Task details: Note each line that includes the word "screenshot". Copy those lines.

Records supplied:
::::::::::

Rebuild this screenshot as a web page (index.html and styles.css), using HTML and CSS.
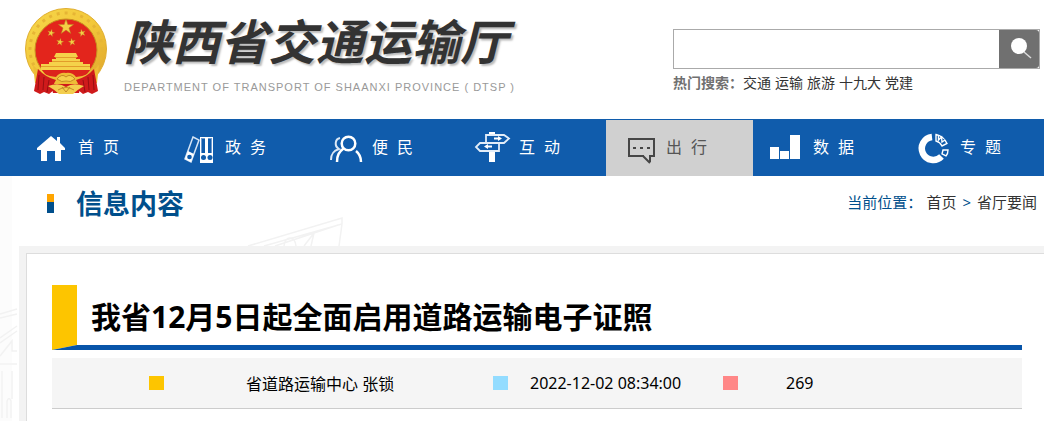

::::::::::

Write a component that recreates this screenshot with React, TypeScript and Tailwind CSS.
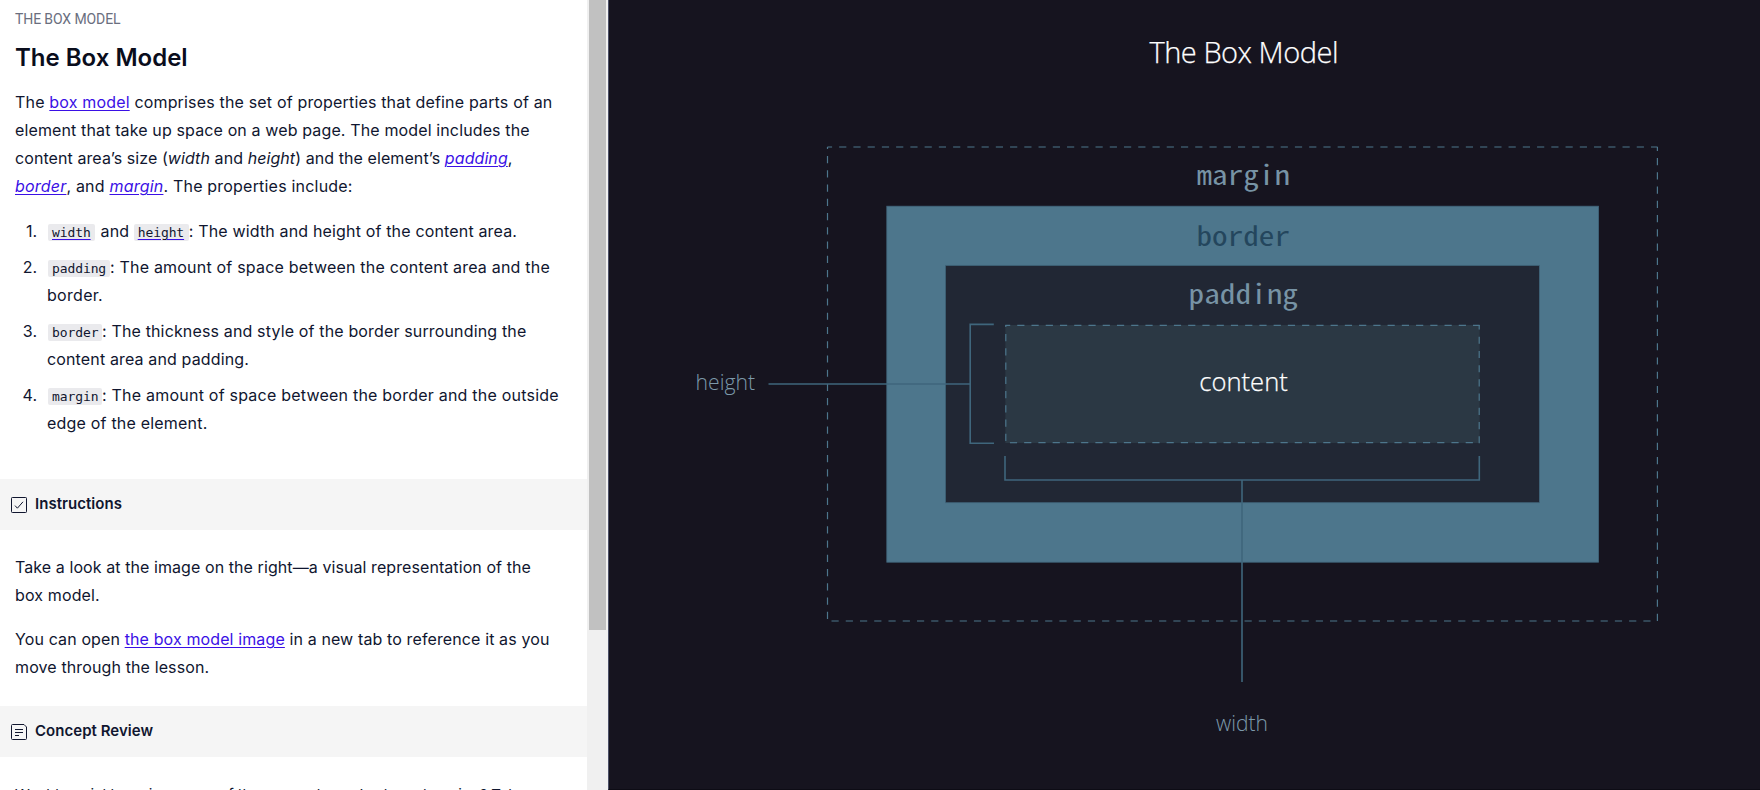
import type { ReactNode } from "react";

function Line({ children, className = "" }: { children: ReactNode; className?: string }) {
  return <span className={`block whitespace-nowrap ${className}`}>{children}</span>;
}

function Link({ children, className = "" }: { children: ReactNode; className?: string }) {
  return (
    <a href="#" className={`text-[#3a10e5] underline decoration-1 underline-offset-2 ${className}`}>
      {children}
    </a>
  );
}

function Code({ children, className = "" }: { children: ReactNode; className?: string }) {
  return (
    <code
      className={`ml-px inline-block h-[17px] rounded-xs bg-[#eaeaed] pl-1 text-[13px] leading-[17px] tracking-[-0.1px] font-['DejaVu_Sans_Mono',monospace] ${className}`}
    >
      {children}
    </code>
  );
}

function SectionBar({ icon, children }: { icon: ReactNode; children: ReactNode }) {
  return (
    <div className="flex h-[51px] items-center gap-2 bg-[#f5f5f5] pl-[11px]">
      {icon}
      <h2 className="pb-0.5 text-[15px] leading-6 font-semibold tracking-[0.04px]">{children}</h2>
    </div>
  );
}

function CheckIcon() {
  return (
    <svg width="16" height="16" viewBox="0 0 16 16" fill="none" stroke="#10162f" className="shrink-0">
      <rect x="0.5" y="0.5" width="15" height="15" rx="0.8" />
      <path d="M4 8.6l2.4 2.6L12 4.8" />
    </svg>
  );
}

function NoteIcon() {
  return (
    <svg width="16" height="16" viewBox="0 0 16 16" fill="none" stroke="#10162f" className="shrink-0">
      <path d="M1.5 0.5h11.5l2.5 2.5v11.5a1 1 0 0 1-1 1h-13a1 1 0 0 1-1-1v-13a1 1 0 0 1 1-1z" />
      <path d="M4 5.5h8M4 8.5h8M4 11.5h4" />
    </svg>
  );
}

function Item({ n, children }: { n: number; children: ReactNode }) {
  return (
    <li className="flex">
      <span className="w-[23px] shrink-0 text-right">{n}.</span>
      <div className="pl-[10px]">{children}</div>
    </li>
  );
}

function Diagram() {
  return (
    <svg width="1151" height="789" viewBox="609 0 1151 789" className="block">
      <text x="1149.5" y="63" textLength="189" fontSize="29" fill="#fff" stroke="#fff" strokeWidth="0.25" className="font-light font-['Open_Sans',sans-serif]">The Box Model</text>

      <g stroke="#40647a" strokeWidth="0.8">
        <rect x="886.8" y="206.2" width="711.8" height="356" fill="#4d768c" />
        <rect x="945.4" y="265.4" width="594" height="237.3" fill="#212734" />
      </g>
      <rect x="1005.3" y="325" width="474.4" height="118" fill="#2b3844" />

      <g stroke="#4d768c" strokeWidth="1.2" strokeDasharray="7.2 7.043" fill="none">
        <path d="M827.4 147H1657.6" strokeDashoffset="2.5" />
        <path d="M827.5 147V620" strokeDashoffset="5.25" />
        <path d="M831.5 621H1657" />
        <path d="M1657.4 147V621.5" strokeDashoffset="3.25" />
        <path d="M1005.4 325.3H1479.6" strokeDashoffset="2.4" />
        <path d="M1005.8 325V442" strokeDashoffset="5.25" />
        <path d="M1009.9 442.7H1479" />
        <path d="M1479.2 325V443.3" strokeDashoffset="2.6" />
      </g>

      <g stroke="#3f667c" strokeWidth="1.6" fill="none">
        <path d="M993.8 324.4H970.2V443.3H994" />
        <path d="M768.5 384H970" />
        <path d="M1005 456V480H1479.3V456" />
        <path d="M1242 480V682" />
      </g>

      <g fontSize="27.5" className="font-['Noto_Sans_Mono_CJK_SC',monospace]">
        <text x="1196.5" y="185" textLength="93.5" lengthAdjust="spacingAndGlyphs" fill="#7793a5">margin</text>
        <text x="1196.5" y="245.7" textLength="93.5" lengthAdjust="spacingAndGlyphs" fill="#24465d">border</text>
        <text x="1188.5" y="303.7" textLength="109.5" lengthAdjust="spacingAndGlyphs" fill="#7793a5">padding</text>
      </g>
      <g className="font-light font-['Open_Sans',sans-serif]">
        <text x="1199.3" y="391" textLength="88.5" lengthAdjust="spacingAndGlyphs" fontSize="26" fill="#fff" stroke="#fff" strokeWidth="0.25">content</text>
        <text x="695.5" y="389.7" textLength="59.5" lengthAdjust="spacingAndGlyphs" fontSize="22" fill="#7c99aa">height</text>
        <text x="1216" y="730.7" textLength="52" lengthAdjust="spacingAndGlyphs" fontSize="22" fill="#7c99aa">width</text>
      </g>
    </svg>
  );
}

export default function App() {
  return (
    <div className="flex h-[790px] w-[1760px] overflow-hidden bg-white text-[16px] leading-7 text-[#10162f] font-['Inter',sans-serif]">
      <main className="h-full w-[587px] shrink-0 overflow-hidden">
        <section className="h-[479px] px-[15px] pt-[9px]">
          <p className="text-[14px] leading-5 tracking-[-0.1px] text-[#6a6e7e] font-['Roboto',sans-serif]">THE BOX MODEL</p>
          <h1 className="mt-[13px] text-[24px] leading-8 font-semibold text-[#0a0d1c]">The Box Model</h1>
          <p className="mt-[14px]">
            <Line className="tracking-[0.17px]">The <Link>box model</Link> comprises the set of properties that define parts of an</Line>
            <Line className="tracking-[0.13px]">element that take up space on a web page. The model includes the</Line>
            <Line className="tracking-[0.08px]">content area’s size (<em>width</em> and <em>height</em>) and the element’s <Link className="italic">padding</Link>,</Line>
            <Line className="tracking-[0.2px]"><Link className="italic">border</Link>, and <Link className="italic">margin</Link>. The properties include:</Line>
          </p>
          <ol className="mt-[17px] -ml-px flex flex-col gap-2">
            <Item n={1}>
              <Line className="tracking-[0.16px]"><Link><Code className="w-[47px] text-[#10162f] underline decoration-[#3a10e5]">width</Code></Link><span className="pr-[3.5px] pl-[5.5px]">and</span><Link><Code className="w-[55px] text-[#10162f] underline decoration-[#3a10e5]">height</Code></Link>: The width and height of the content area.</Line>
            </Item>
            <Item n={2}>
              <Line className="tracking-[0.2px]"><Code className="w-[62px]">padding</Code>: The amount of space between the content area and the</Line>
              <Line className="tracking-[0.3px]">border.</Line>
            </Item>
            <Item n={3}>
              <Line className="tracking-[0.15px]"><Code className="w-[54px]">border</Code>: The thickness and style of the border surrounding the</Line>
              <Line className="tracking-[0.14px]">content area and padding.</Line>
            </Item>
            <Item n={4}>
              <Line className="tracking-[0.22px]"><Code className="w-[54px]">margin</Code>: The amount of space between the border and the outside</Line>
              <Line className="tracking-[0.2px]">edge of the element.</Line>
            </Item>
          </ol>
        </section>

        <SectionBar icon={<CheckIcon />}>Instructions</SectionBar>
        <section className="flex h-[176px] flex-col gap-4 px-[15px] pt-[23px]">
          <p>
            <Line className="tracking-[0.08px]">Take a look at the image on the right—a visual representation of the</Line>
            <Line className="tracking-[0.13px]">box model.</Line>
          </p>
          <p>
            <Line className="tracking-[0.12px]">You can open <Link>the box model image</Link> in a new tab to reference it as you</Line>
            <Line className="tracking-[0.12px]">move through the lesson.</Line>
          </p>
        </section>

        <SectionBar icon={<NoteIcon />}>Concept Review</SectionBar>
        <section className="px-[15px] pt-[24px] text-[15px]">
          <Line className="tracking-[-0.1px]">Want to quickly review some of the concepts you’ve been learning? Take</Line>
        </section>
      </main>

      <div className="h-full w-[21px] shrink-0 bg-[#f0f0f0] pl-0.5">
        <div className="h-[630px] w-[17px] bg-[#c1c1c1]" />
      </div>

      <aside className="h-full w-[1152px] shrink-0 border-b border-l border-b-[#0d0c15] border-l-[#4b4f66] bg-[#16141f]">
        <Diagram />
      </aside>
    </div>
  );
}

::::::::::

Solution to the exercise:
Rebuild this screenshot as a web page (index.html and styles.css), using HTML and CSS.
Write a component that recreates this screenshot with React, TypeScript and Tailwind CSS.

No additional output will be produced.